Theory of Plate Tectonics - Related Issues

The conventional interpretation of the Theory of Plate Tectonics includes an aspect detailing what mechanisms drive plate motions. The principal drivers recognized, as of 1 Jan 2015, by the geophysics community are components of terrestrial convection: slab pull, ridge push, and basal traction on plates from coupled lateral elements of mantle circulation. This narrow, terrestrial perspective takes our planet out of its celestial context. A new overarching theory, Celestial Geodynamics, suggests a significant driving mechanism to plate tectonics, other than convection-related processes. Convection, alone, seems an insufficient driver, because in a closed global system all convection driven action-reaction should balance out over extended geologic time, leaving no net crustal motion with respect to the rotational axis. However, several studies back in the mid-to-late 1980s found significant and geometrically regular True Polar Wander. Further, True Polar Wander has been repeatedly confirmed since then. For such net movement to occur, it seems that driver(s) external to Earth must exist. Thus, the concept of geodynamic driving via lunisolar, gravitational interaction was conceived: a part of multiple, hypothetical effects deriving from the Theory of Celestial Geodynamics.

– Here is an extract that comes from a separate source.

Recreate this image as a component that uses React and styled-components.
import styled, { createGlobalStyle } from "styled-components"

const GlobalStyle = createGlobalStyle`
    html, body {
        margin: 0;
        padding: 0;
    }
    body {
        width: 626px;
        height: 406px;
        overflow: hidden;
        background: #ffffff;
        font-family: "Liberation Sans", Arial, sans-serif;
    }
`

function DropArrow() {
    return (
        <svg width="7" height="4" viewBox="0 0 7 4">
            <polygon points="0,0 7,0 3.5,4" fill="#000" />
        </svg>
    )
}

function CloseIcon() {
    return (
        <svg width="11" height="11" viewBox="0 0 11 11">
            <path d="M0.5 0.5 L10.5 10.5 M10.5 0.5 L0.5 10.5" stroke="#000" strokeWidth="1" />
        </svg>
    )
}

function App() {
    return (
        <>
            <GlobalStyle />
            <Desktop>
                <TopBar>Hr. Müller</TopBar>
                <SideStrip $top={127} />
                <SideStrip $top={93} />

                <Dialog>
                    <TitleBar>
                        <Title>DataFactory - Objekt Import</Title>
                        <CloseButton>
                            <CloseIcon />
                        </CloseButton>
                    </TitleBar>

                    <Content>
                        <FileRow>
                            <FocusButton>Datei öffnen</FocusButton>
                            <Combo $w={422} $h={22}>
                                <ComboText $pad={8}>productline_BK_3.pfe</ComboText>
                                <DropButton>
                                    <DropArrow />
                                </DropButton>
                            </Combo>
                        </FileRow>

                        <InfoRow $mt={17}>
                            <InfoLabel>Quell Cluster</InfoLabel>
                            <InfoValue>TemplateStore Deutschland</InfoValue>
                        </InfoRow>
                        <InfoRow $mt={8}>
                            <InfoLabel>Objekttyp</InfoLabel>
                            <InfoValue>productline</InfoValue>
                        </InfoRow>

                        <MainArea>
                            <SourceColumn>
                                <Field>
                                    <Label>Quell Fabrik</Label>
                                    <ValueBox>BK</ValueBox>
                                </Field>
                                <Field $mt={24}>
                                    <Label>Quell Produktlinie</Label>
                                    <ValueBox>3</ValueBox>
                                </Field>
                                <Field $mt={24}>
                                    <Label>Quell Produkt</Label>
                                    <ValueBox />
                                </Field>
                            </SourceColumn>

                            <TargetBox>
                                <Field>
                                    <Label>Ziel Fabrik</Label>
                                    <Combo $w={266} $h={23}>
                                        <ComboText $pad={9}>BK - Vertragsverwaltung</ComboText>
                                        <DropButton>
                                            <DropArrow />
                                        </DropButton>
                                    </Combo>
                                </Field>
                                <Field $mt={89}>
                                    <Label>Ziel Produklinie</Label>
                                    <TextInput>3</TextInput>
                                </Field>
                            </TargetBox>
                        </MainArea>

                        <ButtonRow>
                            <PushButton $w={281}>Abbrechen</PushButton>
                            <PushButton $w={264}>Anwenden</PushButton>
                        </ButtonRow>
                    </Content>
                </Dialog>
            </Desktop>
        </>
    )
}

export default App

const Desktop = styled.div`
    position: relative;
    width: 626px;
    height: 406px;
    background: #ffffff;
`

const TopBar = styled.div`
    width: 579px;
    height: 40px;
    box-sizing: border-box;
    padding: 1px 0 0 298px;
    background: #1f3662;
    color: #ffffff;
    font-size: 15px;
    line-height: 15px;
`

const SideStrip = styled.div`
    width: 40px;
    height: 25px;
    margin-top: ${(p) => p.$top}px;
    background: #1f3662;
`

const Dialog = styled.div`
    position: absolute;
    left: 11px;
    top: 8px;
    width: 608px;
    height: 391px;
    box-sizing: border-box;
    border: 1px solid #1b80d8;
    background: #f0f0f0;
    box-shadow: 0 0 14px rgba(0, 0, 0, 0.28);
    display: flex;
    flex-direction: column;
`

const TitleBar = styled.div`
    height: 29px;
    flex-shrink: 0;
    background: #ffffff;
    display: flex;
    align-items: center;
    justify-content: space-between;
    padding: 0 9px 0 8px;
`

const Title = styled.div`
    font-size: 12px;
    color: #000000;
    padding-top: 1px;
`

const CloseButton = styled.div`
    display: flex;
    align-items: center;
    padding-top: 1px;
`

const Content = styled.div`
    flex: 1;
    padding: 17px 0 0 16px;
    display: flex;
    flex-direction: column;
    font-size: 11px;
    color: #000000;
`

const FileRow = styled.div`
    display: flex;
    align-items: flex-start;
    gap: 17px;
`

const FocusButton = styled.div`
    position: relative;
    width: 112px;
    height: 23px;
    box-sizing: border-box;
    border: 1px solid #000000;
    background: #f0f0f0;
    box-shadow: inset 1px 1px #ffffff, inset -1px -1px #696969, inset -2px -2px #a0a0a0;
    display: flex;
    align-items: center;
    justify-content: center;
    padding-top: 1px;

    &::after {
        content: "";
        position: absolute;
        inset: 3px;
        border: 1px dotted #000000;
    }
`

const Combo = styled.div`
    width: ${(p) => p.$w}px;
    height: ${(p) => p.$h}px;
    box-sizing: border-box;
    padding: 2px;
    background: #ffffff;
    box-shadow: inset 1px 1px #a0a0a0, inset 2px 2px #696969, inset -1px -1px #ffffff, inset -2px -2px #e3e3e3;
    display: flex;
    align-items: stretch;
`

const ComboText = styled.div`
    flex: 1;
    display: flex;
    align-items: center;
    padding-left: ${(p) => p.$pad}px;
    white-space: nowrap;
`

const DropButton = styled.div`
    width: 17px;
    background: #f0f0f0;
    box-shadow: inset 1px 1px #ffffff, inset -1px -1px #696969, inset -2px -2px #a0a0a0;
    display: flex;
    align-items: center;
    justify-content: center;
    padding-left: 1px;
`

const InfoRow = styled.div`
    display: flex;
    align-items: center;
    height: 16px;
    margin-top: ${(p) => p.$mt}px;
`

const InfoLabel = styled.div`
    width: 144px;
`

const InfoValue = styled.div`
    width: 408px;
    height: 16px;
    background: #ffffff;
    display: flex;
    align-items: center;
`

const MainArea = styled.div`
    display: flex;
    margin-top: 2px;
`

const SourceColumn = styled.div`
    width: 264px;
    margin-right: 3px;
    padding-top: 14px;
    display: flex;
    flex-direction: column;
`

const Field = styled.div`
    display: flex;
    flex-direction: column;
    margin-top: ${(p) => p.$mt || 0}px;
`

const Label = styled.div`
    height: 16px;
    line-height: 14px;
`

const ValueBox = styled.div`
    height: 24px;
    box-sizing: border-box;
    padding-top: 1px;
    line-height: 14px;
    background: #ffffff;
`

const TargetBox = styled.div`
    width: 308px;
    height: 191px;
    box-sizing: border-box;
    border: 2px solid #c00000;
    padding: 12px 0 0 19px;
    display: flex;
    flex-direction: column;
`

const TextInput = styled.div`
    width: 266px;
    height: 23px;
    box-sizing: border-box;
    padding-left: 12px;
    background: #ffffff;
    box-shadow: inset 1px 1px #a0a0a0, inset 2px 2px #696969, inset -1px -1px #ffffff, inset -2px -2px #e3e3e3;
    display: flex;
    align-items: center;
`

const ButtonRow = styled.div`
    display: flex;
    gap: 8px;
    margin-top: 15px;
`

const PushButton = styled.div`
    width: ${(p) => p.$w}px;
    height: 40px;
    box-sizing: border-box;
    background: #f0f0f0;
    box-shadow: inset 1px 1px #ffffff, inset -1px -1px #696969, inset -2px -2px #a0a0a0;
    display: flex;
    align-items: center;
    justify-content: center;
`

While the rotational axis of Earth moves with respect to the surface, physically required and proportional migration of the equatorial bulge should drive seismicity in the lithosphere, as georadial adjustments are being made on the leading and trailing sides of the 'equatorial wave'. Additional spatial-statistical work (as yet unpublished) has supported this idea by showing that the average direction of polar drift for the last 120 years matches well the meridian great circle (MGC) of least dispersion with respect to global seismic energy for that same period. This relationship should follow from the geometrical fact that bulge migration along the surface will be fastest along a MGC that is aligned with the direction of polar drift. Further, the same MGC is aligned well with a component of net global movement of the crust with respect to the mantle, as represented by the hotspot reference frame. This matching suggests that global plate dynamics are driven, in part, by bulge migration, which may be driven by extraterrestrial gravitational interaction, because the globally exterior lithosphere is driven more than the globally interior mantle.

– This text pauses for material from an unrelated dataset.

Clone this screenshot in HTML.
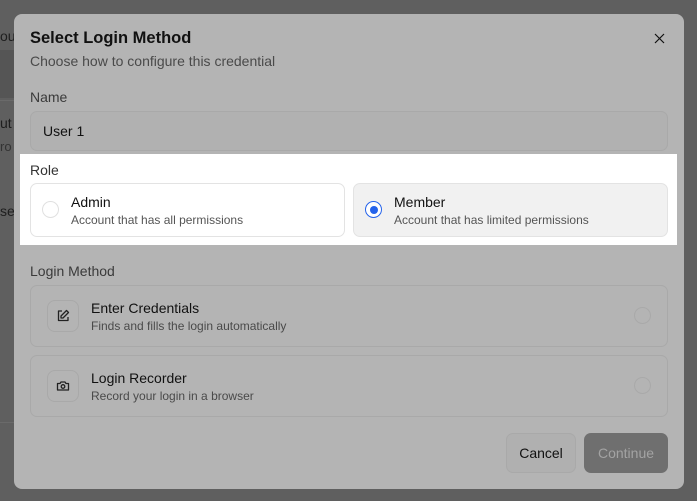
<!DOCTYPE html>
<html><head><meta charset="utf-8"><style>
*{box-sizing:border-box;margin:0;padding:0}
body{width:697px;height:501px;overflow:hidden;background:#5f5f5f;font-family:"Liberation Sans",sans-serif;position:relative}
.a{position:absolute}
.bg{color:#1e1e1e;font-size:14px}
.modal{left:14px;top:14px;width:670px;height:475px;background:#b4b4b4;border-radius:8px}
.t{color:#111}
.s{color:#4a4a4a}
.card{border:1px solid #a9a9a9;border-radius:7px}
.radio{width:17px;height:17px;border-radius:50%;border:1px solid #a9a9a9}
.ib{width:32px;height:32px;border:1px solid #a9a9a9;border-radius:8px;display:flex;align-items:center;justify-content:center}
</style></head><body>
<div class="a bg" style="left:0;top:28px">oul</div>
<div class="a" style="left:0;top:50px;width:14px;height:48px;background:#555"></div>
<div class="a bg" style="left:0;top:115px">ut</div>
<div class="a bg" style="left:0;top:139px;color:#333;font-size:13px">ro</div>
<div class="a bg" style="left:0;top:203px">se</div>
<div class="a" style="left:0;top:100px;width:14px;height:1px;background:#6a6a6a"></div>
<div class="a" style="left:0;top:422px;width:14px;height:1px;background:#6a6a6a"></div>

<div class="a modal"></div>
<div class="a t" style="left:30px;top:29px;font-size:16.5px;font-weight:bold">Select Login Method</div>
<div class="a s" style="left:30px;top:53px;font-size:14px">Choose how to configure this credential</div>
<svg class="a" style="left:654px;top:33px" width="11" height="11" viewBox="0 0 11 11"><path d="M1 1L10 10M10 1L1 10" stroke="#111" stroke-width="1.2"/></svg>
<div class="a s" style="left:30px;top:89px;font-size:14px;color:#3a3a3a">Name</div>
<div class="a card" style="left:30px;top:111px;width:638px;height:40px;background:#b1b1b1"></div>
<div class="a t" style="left:43px;top:123px;font-size:14px">User 1</div>

<div class="a" style="left:20px;top:154px;width:657px;height:91px;background:#fff"></div>
<div class="a" style="left:30px;top:162px;font-size:14px;color:#333">Role</div>
<div class="a card" style="left:30px;top:183px;width:315px;height:54px;border-color:#e3e3e3;background:#fff"></div>
<div class="a radio" style="left:42px;top:201px;border-color:#e0e0e0"></div>
<div class="a" style="left:71px;top:194px;font-size:14px;color:#111">Admin</div>
<div class="a" style="left:71px;top:213px;font-size:12px;color:#555">Account that has all permissions</div>
<div class="a card" style="left:353px;top:183px;width:315px;height:54px;border-color:#e3e3e3;background:#f1f1f1"></div>
<div class="a radio" style="left:365px;top:201px;border:1.5px solid #2563eb;background:#fff"></div>
<div class="a" style="left:369.5px;top:205.5px;width:8px;height:8px;border-radius:50%;background:#2563eb"></div>
<div class="a" style="left:394px;top:194px;font-size:14px;color:#111">Member</div>
<div class="a" style="left:394px;top:213px;font-size:12px;color:#555">Account that has limited permissions</div>

<div class="a" style="left:30px;top:263px;font-size:14px;color:#3a3a3a">Login Method</div>
<div class="a card" style="left:30px;top:285px;width:638px;height:62px"></div>
<div class="a ib" style="left:47px;top:300px"><svg width="16" height="16" viewBox="0 0 16 16" fill="none" stroke="#222" stroke-width="1.3" stroke-linejoin="round"><path d="M7 3H3.5v9.5H13V9"/><path d="M11.5 2.5l2 2L8 10H6V8z"/></svg></div>
<div class="a t" style="left:91px;top:300px;font-size:14px">Enter Credentials</div>
<div class="a s" style="left:91px;top:319px;font-size:12px">Finds and fills the login automatically</div>
<div class="a radio" style="left:634px;top:307px"></div>
<div class="a card" style="left:30px;top:355px;width:638px;height:62px"></div>
<div class="a ib" style="left:47px;top:370px"><svg width="16" height="16" viewBox="0 0 16 16" fill="none" stroke="#222" stroke-width="1.3" stroke-linejoin="round"><path d="M2.5 5.5h2.5l1-1.5h4l1 1.5h2.5v6.5h-11z"/><circle cx="8" cy="8.5" r="1.8"/></svg></div>
<div class="a t" style="left:91px;top:370px;font-size:14px">Login Recorder</div>
<div class="a s" style="left:91px;top:389px;font-size:12px">Record your login in a browser</div>
<div class="a radio" style="left:634px;top:377px"></div>

<div class="a card" style="left:506px;top:433px;width:70px;height:40px;background:#b0b0b0;display:flex;align-items:center;justify-content:center;font-size:14px;color:#111">Cancel</div>
<div class="a" style="left:584px;top:433px;width:84px;height:40px;border-radius:7px;background:#6f6f6f;display:flex;align-items:center;justify-content:center;font-size:14px;color:#a3a3a3">Continue</div>
</body></html>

An important trend concerning the above is that polar drift, which for the last 124 years has averaged ~15 cm/year, is relatively fast right now (~42 cm/year) and will get even faster. Our projections suggest ~52 cm/year by 2021. Further analysis of geodynamic cyclicity suggests that total global seismic energy at that time has the potential to be higher than it has been in four celestial-mechanically driven, 59-year geodynamic cycles (~236 years). The most hazardous period for large earthquakes and volcanic eruptions will be when maximum polar-drift jounce (second time-derivative of polar-drift acceleration) occurs, which should be about 2021 (+/- 3 years). Please remember that this new work is tentative, and exercise caution in its acceptance and interpretation.